> **Instructions for the task**
Extract and list every line that contains the word "styled".

> **Records to use**
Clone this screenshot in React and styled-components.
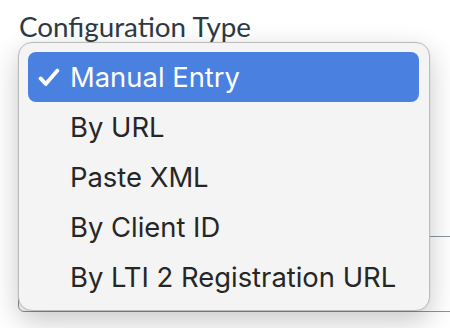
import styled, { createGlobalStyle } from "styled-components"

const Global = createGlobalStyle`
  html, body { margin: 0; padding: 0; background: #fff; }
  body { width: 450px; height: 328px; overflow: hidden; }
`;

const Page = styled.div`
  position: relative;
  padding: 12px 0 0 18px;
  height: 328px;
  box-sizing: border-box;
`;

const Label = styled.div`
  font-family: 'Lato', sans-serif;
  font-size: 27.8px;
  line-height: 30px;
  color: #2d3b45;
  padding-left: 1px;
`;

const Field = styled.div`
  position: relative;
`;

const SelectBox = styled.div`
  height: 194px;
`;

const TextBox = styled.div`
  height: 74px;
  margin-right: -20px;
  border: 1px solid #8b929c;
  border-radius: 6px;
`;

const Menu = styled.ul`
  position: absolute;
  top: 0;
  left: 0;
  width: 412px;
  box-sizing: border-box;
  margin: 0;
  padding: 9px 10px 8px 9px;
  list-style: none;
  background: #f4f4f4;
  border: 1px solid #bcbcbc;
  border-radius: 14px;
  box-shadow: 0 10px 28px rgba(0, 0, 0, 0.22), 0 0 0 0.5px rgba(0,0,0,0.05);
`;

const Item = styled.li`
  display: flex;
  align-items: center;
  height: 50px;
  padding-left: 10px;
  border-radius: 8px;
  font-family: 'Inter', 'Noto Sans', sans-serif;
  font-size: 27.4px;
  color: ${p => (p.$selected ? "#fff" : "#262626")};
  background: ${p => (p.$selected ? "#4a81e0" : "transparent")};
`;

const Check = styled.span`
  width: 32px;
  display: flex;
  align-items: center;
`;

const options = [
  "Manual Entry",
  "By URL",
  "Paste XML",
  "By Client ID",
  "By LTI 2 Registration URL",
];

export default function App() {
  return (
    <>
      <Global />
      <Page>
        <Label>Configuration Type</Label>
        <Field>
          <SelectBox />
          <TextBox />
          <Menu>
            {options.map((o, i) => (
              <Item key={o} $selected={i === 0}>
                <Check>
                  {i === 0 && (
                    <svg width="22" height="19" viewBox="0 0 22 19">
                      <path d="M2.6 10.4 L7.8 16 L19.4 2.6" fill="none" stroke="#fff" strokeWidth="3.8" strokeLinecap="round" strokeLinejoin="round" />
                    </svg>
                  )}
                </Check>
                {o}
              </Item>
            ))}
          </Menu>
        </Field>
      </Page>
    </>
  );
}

* * *

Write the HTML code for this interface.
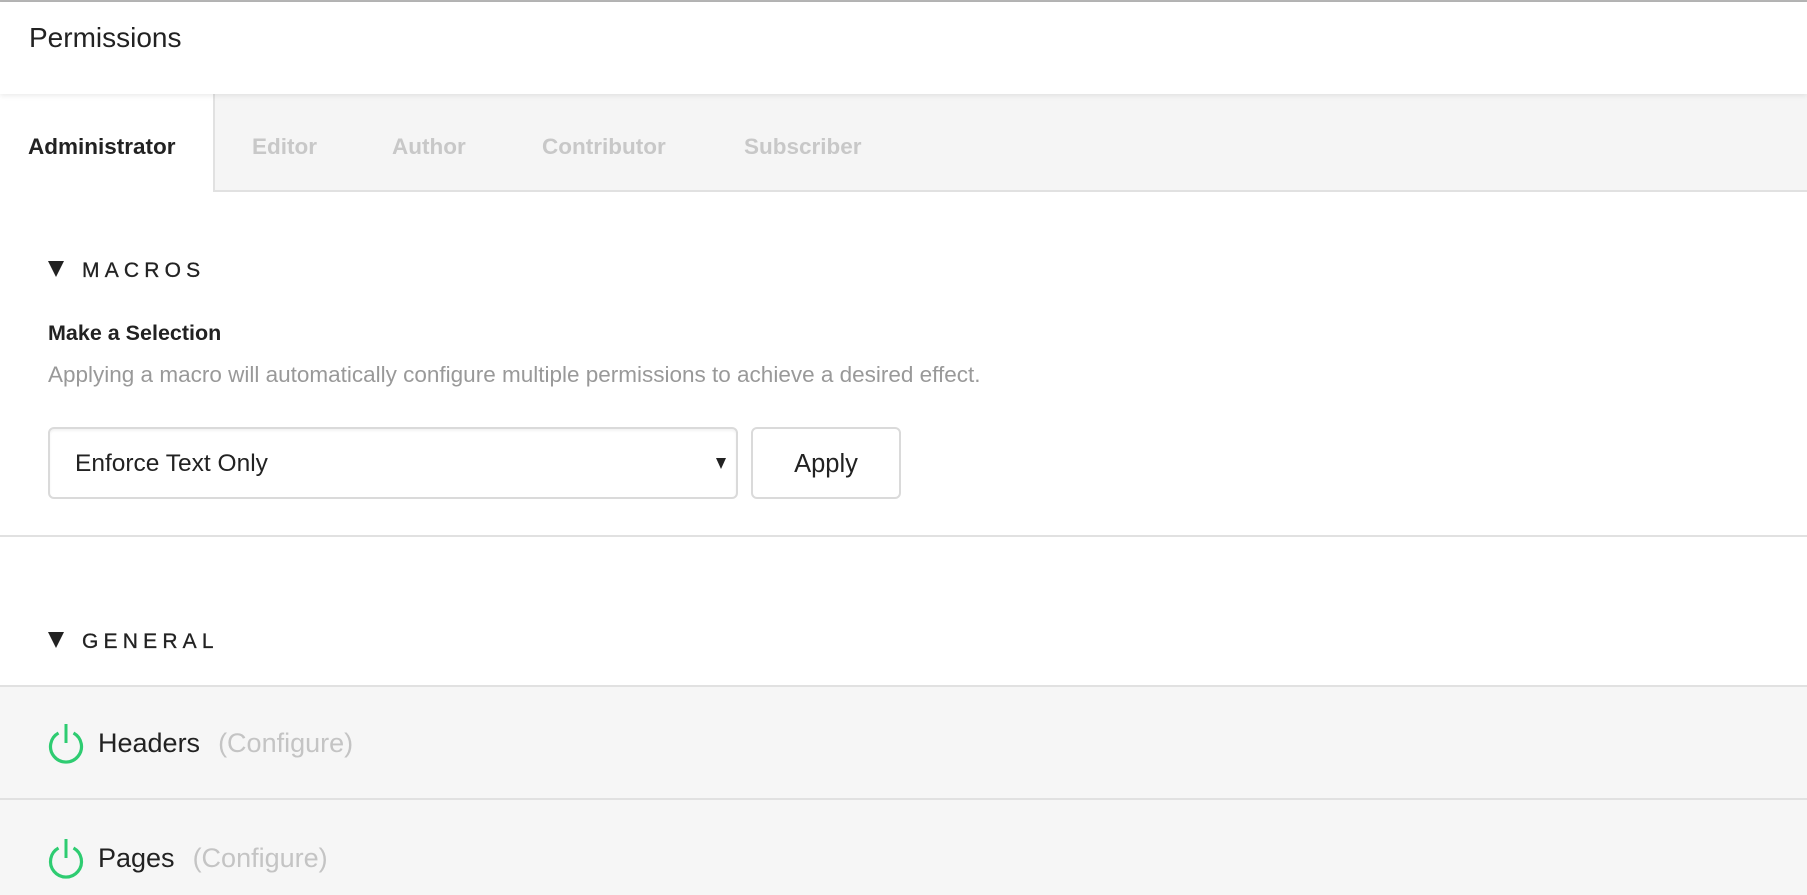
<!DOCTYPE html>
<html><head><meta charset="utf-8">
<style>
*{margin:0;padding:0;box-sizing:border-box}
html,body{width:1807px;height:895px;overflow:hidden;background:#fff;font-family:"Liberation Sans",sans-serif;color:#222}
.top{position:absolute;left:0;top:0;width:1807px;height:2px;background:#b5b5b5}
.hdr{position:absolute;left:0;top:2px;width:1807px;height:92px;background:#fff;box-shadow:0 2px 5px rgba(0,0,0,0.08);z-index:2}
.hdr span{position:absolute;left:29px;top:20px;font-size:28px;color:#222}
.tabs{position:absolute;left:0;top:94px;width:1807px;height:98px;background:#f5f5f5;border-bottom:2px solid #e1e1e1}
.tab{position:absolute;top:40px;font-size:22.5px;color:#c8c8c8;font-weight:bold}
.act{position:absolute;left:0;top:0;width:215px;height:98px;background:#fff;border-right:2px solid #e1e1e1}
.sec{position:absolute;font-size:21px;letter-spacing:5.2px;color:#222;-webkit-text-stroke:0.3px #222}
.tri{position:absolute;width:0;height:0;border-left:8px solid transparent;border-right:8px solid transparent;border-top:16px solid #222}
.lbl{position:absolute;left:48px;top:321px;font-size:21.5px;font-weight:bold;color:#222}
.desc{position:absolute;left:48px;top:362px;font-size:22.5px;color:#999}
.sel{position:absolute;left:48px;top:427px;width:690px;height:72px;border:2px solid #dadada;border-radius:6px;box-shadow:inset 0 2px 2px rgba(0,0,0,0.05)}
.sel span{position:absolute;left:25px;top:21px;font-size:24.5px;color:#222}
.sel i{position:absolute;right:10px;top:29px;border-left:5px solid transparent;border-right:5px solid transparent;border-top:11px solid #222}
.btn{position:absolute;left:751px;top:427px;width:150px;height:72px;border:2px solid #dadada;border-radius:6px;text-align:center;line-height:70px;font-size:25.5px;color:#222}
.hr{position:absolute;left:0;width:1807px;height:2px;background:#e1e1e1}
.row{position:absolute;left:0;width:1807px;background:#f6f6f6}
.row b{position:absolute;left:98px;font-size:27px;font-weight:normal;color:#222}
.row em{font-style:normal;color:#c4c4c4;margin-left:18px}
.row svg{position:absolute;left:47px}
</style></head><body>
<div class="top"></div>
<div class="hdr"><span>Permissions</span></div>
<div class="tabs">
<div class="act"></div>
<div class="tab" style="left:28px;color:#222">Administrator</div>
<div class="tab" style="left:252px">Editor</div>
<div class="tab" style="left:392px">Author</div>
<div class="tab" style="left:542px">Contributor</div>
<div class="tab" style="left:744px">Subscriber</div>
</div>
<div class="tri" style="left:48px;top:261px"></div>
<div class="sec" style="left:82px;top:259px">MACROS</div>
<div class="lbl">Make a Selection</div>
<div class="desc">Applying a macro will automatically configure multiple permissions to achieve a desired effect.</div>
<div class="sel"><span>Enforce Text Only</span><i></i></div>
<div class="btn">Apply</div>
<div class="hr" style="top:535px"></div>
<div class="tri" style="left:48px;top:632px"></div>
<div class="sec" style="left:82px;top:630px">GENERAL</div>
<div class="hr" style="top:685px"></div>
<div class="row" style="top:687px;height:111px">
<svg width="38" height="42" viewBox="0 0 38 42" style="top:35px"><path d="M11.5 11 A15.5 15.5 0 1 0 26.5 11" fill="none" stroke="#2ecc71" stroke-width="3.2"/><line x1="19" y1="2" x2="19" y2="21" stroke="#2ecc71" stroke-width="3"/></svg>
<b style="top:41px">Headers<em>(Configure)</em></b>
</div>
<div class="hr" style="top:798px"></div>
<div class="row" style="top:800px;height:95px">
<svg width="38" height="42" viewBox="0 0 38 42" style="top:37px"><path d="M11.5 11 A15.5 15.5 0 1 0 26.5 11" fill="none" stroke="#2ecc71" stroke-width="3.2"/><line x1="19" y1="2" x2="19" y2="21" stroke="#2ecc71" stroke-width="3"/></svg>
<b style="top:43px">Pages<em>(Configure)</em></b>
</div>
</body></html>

> **Problem solution**
Clone this screenshot in React and styled-components.
import styled, { createGlobalStyle } from "styled-components"
const Page = styled.div`
const Label = styled.div`
const Field = styled.div`
const SelectBox = styled.div`
const TextBox = styled.div`
const Menu = styled.ul`
const Item = styled.li`
const Check = styled.span`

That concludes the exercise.